In the program, we look for currency symbols.

λ dotnet fsi main.fsx
฿ at 18
₹ at 35
₾ at 57
$ at 74
€ at 84
¥ at 92
£ at 99

F# regex capturing groups

Round brackets are used to create capturing groups. This allows us to apply a quantifier to the entire group or to restrict alternation to a part of the regular expression.

main.fsx
open System.Text.RegularExpressions

let sites =
    [ "webcode.me"
      "zetcode.com"
      "spoznaj"
      "freebsd.org"
      "netbsd.org" ]

let rx =
    Regex(@"(\w+)\.(\w+)", RegexOptions.Compiled)

let check e =
    let m = rx.Match(e)
    (m.Value, m.Groups[1], m.Groups[2])

let found = sites |> List.map check

printfn "%A" found

In the program, we divide the domain names into two parts by using groups.

let rx =
    Regex(@"(\w+)\.(\w+)", RegexOptions.Compiled)

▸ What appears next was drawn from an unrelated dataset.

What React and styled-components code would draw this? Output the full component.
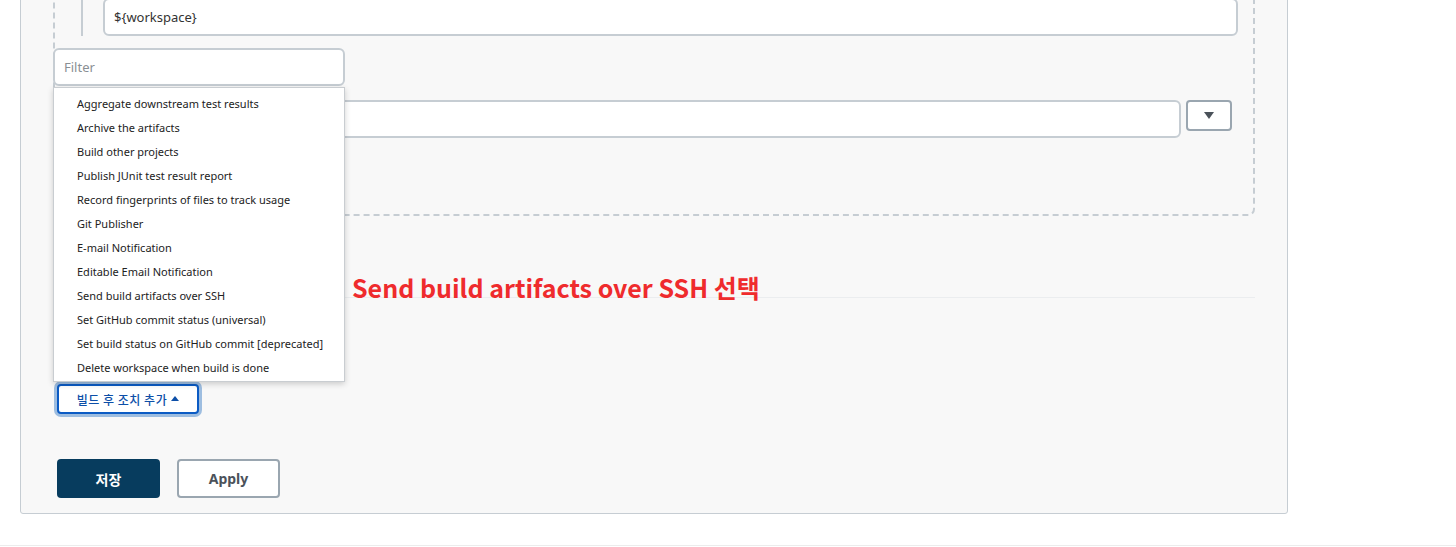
import styled, { createGlobalStyle } from 'styled-components';

const GlobalStyle = createGlobalStyle`
    html, body {
        margin: 0;
        padding: 0;
        background: #ffffff;
    }
    body {
        font-family: "Noto Sans", "Noto Sans CJK KR", sans-serif;
        color: #333;
    }
`;

const actions = [
    'Aggregate downstream test results',
    'Archive the artifacts',
    'Build other projects',
    'Publish JUnit test result report',
    'Record fingerprints of files to track usage',
    'Git Publisher',
    'E-mail Notification',
    'Editable Email Notification',
    'Send build artifacts over SSH',
    'Set GitHub commit status (universal)',
    'Set build status on GitHub commit [deprecated]',
    'Delete workspace when build is done',
];

const App = () => {
    return (
        <Page>
            <GlobalStyle />
            <Panel>
                <DashedBox>
                    <Nested>
                        <TextInput defaultValue="${workspace}" />
                    </Nested>
                    <SelectRow>
                        <TextInput />
                        <ArrowButton>
                            <span className="tri" />
                        </ArrowButton>
                    </SelectRow>
                </DashedBox>

                <Section>
                    <Annotation>Send build artifacts over SSH 선택</Annotation>
                </Section>

                <AddWrap>
                    <Popup>
                        <Filter placeholder="Filter" />
                        <Menu>
                            {actions.map((a) => (
                                <MenuItem key={a}>{a}</MenuItem>
                            ))}
                        </Menu>
                    </Popup>
                    <AddButton>
                        빌드 후 조치 추가 <span className="up" />
                    </AddButton>
                </AddWrap>

                <Footer>
                    <SaveButton>저장</SaveButton>
                    <ApplyButton>Apply</ApplyButton>
                </Footer>
            </Panel>
            <BottomRule />
        </Page>
    );
};

const Page = styled.div`
    height: 547px;
    overflow: hidden;
`;

const Panel = styled.div`
    margin: -71px 0 0 20px;
    width: 1202px;
    padding: 20px 32px 15px 32px;
    background: #f8f8f8;
    border: 1px solid #c6cdd3;
    border-radius: 3px;
`;

const DashedBox = styled.div`
    border: 2px dashed #c6cdd3;
    border-radius: 7px;
    padding: 10px 15px 76px 26px;
    width: 1157px;
`;

const Nested = styled.div`
    border-left: 2px solid #c6cdd3;
    padding: 36px 0 0 20px;
`;

const TextInput = styled.input`
    box-sizing: border-box;
    display: block;
    width: 100%;
    height: 38px;
    padding: 0 9px;
    border: 2px solid #c6cdd3;
    border-radius: 6px;
    background: #fff;
    font-family: "Noto Sans", sans-serif;
    font-size: 13px;
    color: #333;
    outline: none;
`;

const SelectRow = styled.div`
    display: flex;
    align-items: flex-start;
    gap: 5px;
    margin: 64px 6px 0 0;
    ${TextInput} {
        flex: 1;
    }
`;

const ArrowButton = styled.button`
    box-sizing: border-box;
    width: 46px;
    height: 31px;
    border: 2px solid #9aa6b0;
    border-radius: 4px;
    background: #fff;
    display: flex;
    align-items: center;
    justify-content: center;
    padding: 0;
    .tri {
        width: 0;
        height: 0;
        border-left: 5px solid transparent;
        border-right: 5px solid transparent;
        border-top: 7px solid #4b525a;
    }
`;

const Section = styled.div`
    position: relative;
    margin-top: 81px;
    border-top: 1px solid #ebedef;
    height: 86px;
`;

const Annotation = styled.div`
    position: absolute;
    left: 299px;
    top: -27px;
    font-family: "Noto Sans CJK KR", "Noto Sans", sans-serif;
    font-weight: 700;
    font-size: 25px;
    color: #ef2b2d;
    white-space: nowrap;
    line-height: 32px;
`;

const AddWrap = styled.div`
    position: relative;
    padding-left: 4px;
`;

const Popup = styled.div`
    position: absolute;
    left: 0;
    bottom: calc(100% + 2px);
    width: 292px;
    z-index: 2;
`;

const Filter = styled.input`
    box-sizing: border-box;
    display: block;
    width: 100%;
    height: 38px;
    padding: 0 9px;
    border: 2px solid #c6cdd3;
    border-radius: 6px;
    background: #fff;
    font-family: "Noto Sans", sans-serif;
    font-size: 13px;
    outline: none;
    &::placeholder {
        color: #8a8f94;
    }
`;

const Menu = styled.ul`
    list-style: none;
    margin: 1px 0 0 0;
    padding: 4px 0 1px 0;
    background: #fff;
    border: 1px solid #c9cdd1;
    box-shadow: 0 2px 6px rgba(0, 0, 0, 0.18);
`;

const MenuItem = styled.li`
    height: 24px;
    line-height: 24px;
    padding-left: 23px;
    font-family: "Noto Sans", sans-serif;
    font-size: 11px;
    color: #222;
    white-space: nowrap;
`;

const AddButton = styled.button`
    box-sizing: border-box;
    height: 30px;
    width: 142px;
    display: flex;
    align-items: center;
    justify-content: center;
    gap: 4px;
    border: 2px solid #0b5bc4;
    border-radius: 4px;
    background: #fff;
    box-shadow: 0 0 0 3px #9dbde0;
    font-family: "Noto Sans CJK KR", sans-serif;
    font-size: 12px;
    font-weight: 500;
    letter-spacing: 0.5px;
    color: #0d4fa8;
    padding: 0;
    .up {
        width: 0;
        height: 0;
        border-left: 4px solid transparent;
        border-right: 4px solid transparent;
        border-bottom: 5px solid #0d4fa8;
        margin-bottom: 1px;
    }
`;

const Footer = styled.div`
    display: flex;
    gap: 17px;
    margin-top: 45px;
    padding-left: 4px;
`;

const SaveButton = styled.button`
    box-sizing: border-box;
    width: 103px;
    height: 39px;
    border: none;
    border-radius: 4px;
    background: #073c5e;
    color: #fff;
    font-family: "Noto Sans CJK KR", sans-serif;
    font-weight: 700;
    font-size: 14px;
`;

const ApplyButton = styled.button`
    box-sizing: border-box;
    width: 103px;
    height: 39px;
    border: 2px solid #9aa6b0;
    border-radius: 4px;
    background: #fff;
    color: #4b525a;
    font-family: "Noto Sans", sans-serif;
    font-weight: 700;
    font-size: 14px;
`;

const BottomRule = styled.div`
    margin-top: 31px;
    border-top: 1px solid #ececec;
`;

export default App;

We define two groups with parentheses.

let check e =
    let m = rx.Match(e)
    (m.Value, m.Groups[1], m.Groups[2])

The Value attribute returns the whole matched string; it is equal to the match.Groups[0]. The groups are accessed via the Groups property.

λ dotnet fsi main.fsx
[("webcode.me", webcode, me); ("zetcode.com", zetcode, com); ("", , );
 ("freebsd.org", freebsd, org); ("netbsd.org", netbsd, org)]

In this article we have worked with regular expressions in F#.